The Key Players Lambert is probably the most prominent Wolf School connection in the new game. He's the link between old and new, and honestly, he's the most entertaining witcher besides Geralt. Sarcastic, prickly, but loyal when it counts. His relationship with Keira is likely still going. They were genuinely into each other by the end of TW3, and a witcher-sorceress power couple running a school together is a solid setup for drama. Keira Metz brings sorceress connections and knowledge of the Lodge of Sorceresses' old networks. If the Lynx School needs magical resources or political backing, she's their access point. Plus she's got firsthand experience with Catriona plague research and magical experimentation that could tie into the new mutation process. Gaetan is the wildcard. If the "spare him" choice from TW3 is canon, you're looking at a Cat School witcher who massacred an entire village after being cheated on a contract. He's morally gray at best. His presence in the Lynx School means internal conflict is baked in from day one. You don't put someone with that much blood on their hands into a new school without friction, and that friction is exactly the kind of thing CDPR writes well. Dragonfly and Joël are Cat School witchers mentioned in Witcher lore but not heavily developed in the games. CDPR has room to flesh them out however they want.

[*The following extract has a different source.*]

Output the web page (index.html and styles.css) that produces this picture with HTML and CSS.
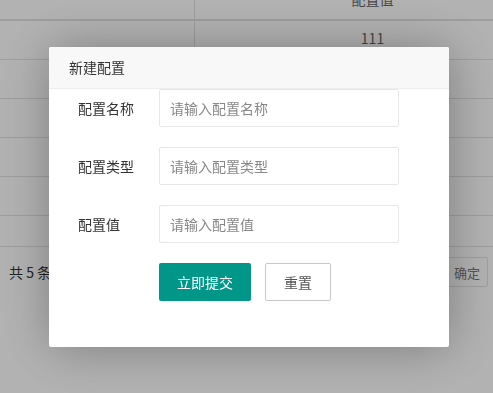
FILE: index.html
```html
<!DOCTYPE html>
<html lang="zh-CN">
<head>
    <meta charset="UTF-8">
    <meta name="viewport" content="width=device-width, initial-scale=1.0">
    <title>配置管理</title>
    <link rel="stylesheet" href="styles.css">
</head>
<body>
    <div class="page">
        <!-- 配置列表 -->
        <div class="table">
            <div class="row head">
                <div class="cell first"></div>
                <div class="cell">配置值</div>
            </div>
            <div class="row">
                <div class="cell first"></div>
                <div class="cell">111</div>
            </div>
            <div class="row">
                <div class="cell first"></div>
                <div class="cell"></div>
            </div>
            <div class="row">
                <div class="cell first"></div>
                <div class="cell"></div>
            </div>
            <div class="row">
                <div class="cell first"></div>
                <div class="cell"></div>
            </div>
            <div class="row">
                <div class="cell first"></div>
                <div class="cell"></div>
            </div>
            <div class="table-foot"></div>
        </div>

        <div class="pager">
            <span class="count">共 5 条</span>
            <button class="pager-btn">确定</button>
        </div>
    </div>

    <div class="shade"></div>

    <!-- 新建配置弹层 -->
    <div class="layer">
        <div class="layer-title">新建配置</div>
        <form class="layer-form">
            <div class="form-item">
                <label class="form-label" for="name">配置名称</label>
                <input class="form-input" type="text" id="name" placeholder="请输入配置名称">
            </div>
            <div class="form-item">
                <label class="form-label" for="type">配置类型</label>
                <input class="form-input" type="text" id="type" placeholder="请输入配置类型">
            </div>
            <div class="form-item">
                <label class="form-label" for="value">配置值</label>
                <input class="form-input" type="text" id="value" placeholder="请输入配置值">
            </div>
            <div class="form-actions">
                <button type="submit" class="btn btn-primary">立即提交</button>
                <button type="reset" class="btn btn-plain">重置</button>
            </div>
        </form>
    </div>
</body>
</html>
```

FILE: styles.css
```css
body {
    margin: 0;
    overflow: hidden;
    font-family: "Noto Sans CJK SC", "Liberation Sans", sans-serif;
    font-size: 14px;
    color: #333;
    background-color: #fff;
}
.page {
    width: 550px;
}
.table {
    margin-top: -18px;
}
.row {
    display: flex;
    height: 38px;
    border-bottom: 1px solid #e2e2e2;
}
.row.head {
    height: 37px;
    border-bottom-width: 2px;
}
.cell {
    flex: 1;
    display: flex;
    align-items: center;
    justify-content: center;
    padding-bottom: 4px;
    color: #666;
}
.cell.first {
    flex: 0 0 194px;
    border-right: 1px solid #e2e2e2;
}
.table-foot {
    height: 30px;
    border-bottom: 1px solid #e2e2e2;
}
.pager {
    width: 493px;
    box-sizing: border-box;
    display: flex;
    align-items: center;
    justify-content: space-between;
    padding: 10px 5px 0 9px;
}
.count {
    color: #333;
}
.pager-btn {
    height: 30px;
    padding: 0 7px;
    border: 1px solid #e2e2e2;
    border-radius: 2px;
    background-color: #fff;
    color: #777;
    font-family: inherit;
    font-size: 13px;
}
.shade {
    position: fixed;
    inset: 0;
    background-color: rgba(0,0,0,0.3);
}
.layer {
    position: fixed;
    left: 49px;
    top: 47px;
    width: 400px;
    height: 300px;
    background-color: #fff;
    border-radius: 2px;
    box-shadow: 1px 1px 50px rgba(0,0,0,0.3);
}
.layer-title {
    height: 41px;
    line-height: 41px;
    padding: 0 20px;
    background-color: #f8f8f8;
    border-bottom: 1px solid #eee;
    border-radius: 2px 2px 0 0;
    color: #333;
}
.form-item {
    display: flex;
    align-items: center;
    margin-bottom: 20px;
}
.form-label {
    width: 110px;
    box-sizing: border-box;
    padding-left: 29px;
    color: #333;
}
.form-input {
    width: 240px;
    height: 38px;
    box-sizing: border-box;
    padding-left: 10px;
    border: 1px solid #e6e6e6;
    border-radius: 2px;
    font-family: inherit;
    font-size: 14px;
    color: #333;
    outline: none;
}
.form-input::placeholder {
    color: #888;
}
.form-actions {
    display: flex;
    gap: 14px;
    padding-left: 110px;
}
.btn {
    height: 38px;
    padding: 0 18px;
    border-radius: 2px;
    font-family: inherit;
    font-size: 14px;
    cursor: pointer;
}
.btn-primary {
    border: none;
    background-color: #009688;
    color: #fff;
}
.btn-plain {
    border: 1px solid #c9c9c9;
    background-color: #fff;
    color: #555;
}
```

Factions in Kovir Kovir's political landscape is different from the war-torn Northern Realms we spent so much time in during TW3. It's wealthy. Stable. Run by merchant guilds and a monarchy that stayed out of the Nilfgaard wars entirely. That doesn't mean it's peaceful. It means the conflicts are economic and political instead of military. The Kovir Monarchy is wealthy and pragmatic. They'll probably want to exploit or control Ciri's Elder Blood connection if they find out about it. The Merchant Guilds are Kovir's real power brokers. They fund contracts, control resources, and have agendas that might not align with monster-slaying. Mages and sorceresses have historically used Kovir as a safe haven from persecution. Expect magical politics, possibly involving remnants of the Lodge. Nilfgaardian spies and interests don't disappear overnight even after a war ends. And whatever's left of the Wild Hunt's interdimensional elf politics is still connected to Ciri's Elder Blood, even with Eredin dead. The key difference from TW3: instead of choosing between Nilfgaard and Redania in a continent-spanning war, The Witcher 4's faction dynamics look more personal and localized. Ciri's choices affect the people around her, her school's survival, and her own identity as a witcher. Not the fate of kingdoms. That's a better fit for a more personal story about one woman's Path.